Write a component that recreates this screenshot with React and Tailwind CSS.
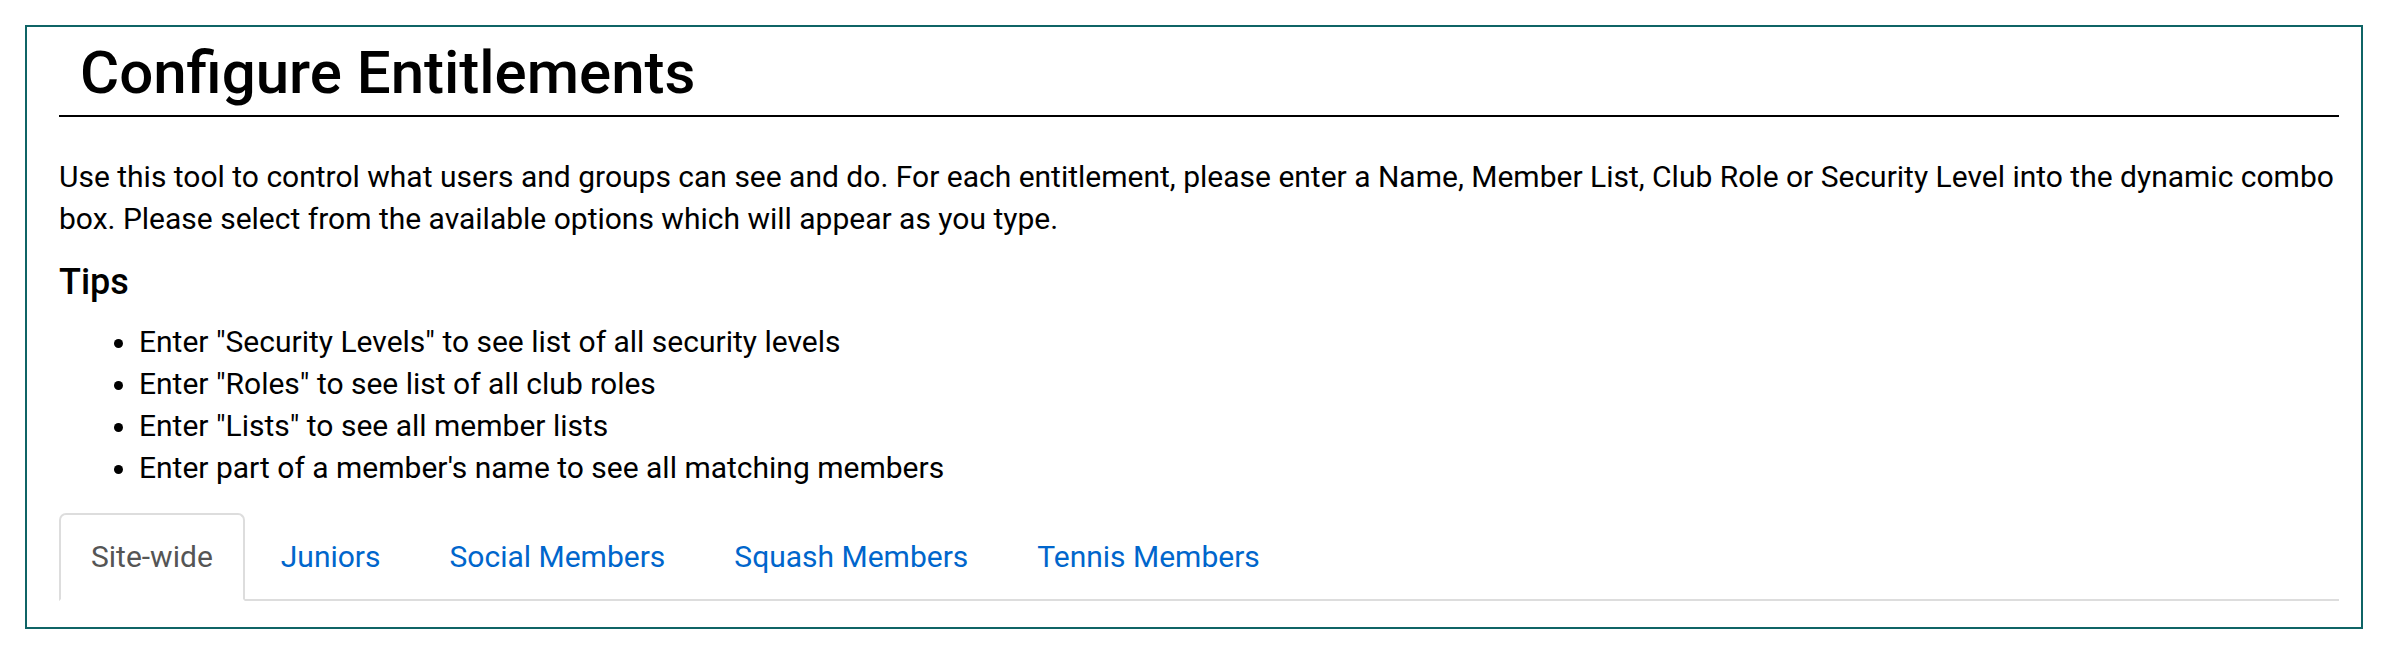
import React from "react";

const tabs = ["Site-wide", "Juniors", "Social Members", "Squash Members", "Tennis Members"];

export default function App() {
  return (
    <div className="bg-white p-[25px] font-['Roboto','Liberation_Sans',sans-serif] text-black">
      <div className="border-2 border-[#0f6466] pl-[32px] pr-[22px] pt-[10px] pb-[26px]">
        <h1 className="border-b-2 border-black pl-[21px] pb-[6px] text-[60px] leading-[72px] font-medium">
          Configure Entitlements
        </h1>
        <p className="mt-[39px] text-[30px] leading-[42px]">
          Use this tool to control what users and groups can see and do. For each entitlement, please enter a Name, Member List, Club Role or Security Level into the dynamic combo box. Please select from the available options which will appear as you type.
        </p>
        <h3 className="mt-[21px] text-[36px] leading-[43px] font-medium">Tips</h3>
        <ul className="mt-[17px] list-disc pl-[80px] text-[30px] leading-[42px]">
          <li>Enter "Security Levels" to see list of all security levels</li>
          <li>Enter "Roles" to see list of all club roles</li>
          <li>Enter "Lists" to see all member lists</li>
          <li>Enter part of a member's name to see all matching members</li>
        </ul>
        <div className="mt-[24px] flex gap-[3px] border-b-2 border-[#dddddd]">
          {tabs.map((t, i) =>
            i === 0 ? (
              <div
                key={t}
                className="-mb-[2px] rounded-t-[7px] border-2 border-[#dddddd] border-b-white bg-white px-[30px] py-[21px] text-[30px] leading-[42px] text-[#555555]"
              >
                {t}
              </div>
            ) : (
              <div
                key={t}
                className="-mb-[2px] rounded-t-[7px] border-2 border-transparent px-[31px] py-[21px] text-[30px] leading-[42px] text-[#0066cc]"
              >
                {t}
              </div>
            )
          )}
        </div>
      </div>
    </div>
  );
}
━━━━━━━━━━━━━━━━━━━━━━━━━━━━━━
TASK DESCRIPTION -> Gather up every line from the listing above in which the word "this" occurs.

EXPECTED ANSWER ->
Write a component that recreates this screenshot with React and Tailwind CSS.
          Use this tool to control what users and groups can see and do. For each entitlement, please enter a Name, Member List, Club Role or Security Level into the dynamic combo box. Please select from the available options which will appear as you type.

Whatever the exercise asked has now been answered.